- WHAT NEEDS TO BE DONE -
Extract every line from the records below that contains the word "this".

- GIVEN RECORDS -
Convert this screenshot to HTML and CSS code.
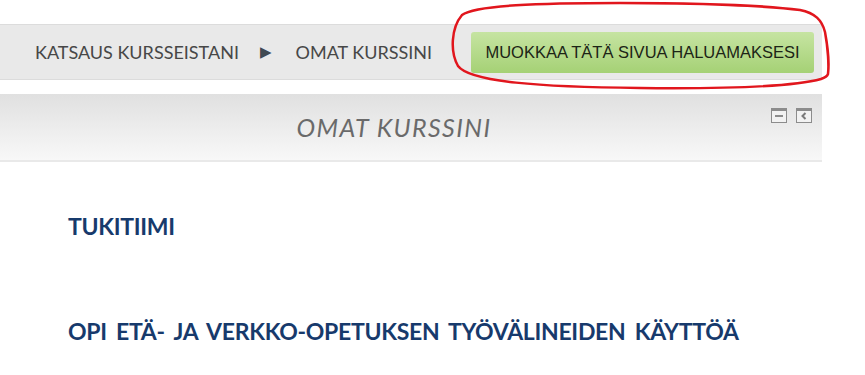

--

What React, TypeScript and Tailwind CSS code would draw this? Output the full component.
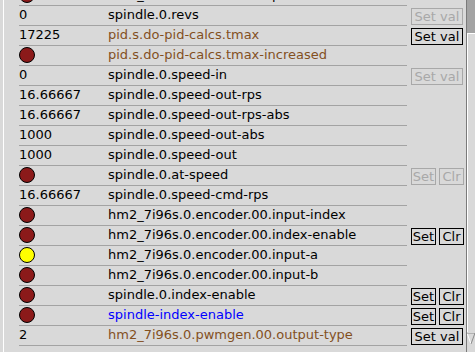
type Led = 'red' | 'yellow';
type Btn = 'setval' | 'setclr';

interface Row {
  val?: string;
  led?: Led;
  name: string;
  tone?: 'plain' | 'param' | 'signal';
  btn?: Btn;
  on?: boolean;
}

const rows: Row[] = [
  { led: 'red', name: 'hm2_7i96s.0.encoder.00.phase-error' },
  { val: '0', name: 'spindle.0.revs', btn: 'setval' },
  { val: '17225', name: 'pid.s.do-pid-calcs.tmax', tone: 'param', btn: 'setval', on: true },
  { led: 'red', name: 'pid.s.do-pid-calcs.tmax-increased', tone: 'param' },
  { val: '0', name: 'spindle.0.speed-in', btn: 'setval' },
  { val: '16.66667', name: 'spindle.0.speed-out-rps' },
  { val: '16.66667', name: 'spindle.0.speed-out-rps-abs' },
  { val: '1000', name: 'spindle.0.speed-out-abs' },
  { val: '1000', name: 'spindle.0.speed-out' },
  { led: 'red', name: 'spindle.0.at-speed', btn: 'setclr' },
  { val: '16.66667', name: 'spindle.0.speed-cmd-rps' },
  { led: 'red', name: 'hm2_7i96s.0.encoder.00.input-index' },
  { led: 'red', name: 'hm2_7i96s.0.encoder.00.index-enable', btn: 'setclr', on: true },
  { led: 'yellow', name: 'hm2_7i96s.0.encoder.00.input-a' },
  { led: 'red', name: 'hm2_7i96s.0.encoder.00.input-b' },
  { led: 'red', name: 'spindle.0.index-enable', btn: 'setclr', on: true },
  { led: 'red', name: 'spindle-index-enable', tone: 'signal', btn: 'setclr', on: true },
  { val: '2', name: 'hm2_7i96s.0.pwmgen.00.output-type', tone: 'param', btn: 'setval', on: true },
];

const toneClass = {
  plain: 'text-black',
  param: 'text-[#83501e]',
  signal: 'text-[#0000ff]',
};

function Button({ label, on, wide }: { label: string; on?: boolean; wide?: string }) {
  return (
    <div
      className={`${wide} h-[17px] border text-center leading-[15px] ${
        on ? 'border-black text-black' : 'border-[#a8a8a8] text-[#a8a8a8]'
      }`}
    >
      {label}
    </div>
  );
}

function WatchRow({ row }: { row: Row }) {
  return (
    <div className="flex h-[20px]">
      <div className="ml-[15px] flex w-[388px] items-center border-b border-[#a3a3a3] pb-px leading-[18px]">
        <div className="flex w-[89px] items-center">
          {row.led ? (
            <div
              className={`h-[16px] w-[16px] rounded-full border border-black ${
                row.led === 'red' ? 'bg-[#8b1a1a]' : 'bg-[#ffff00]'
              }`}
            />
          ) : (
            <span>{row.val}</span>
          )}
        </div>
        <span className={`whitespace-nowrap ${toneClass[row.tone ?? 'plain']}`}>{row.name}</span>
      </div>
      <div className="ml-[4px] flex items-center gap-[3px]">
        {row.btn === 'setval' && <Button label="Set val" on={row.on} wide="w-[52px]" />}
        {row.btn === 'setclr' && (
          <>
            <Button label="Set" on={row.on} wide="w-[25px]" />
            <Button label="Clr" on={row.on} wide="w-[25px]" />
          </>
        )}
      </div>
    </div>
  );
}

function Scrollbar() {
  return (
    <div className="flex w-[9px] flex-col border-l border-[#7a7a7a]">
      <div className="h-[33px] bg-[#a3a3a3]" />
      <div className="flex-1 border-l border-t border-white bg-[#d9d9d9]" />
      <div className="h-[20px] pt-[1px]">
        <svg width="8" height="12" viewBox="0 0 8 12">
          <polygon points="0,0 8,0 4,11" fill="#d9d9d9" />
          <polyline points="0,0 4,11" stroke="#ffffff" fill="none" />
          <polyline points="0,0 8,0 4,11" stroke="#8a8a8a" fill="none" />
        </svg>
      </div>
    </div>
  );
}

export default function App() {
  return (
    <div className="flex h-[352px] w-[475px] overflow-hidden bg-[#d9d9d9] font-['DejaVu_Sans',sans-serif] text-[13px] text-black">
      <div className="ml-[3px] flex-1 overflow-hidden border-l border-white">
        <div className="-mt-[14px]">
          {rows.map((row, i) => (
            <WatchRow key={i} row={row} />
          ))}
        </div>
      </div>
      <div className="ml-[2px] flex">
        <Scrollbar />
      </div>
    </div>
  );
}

- RESULT OF THE EXERCISE -
Convert this screenshot to HTML and CSS code.
What React, TypeScript and Tailwind CSS code would draw this? Output the full component.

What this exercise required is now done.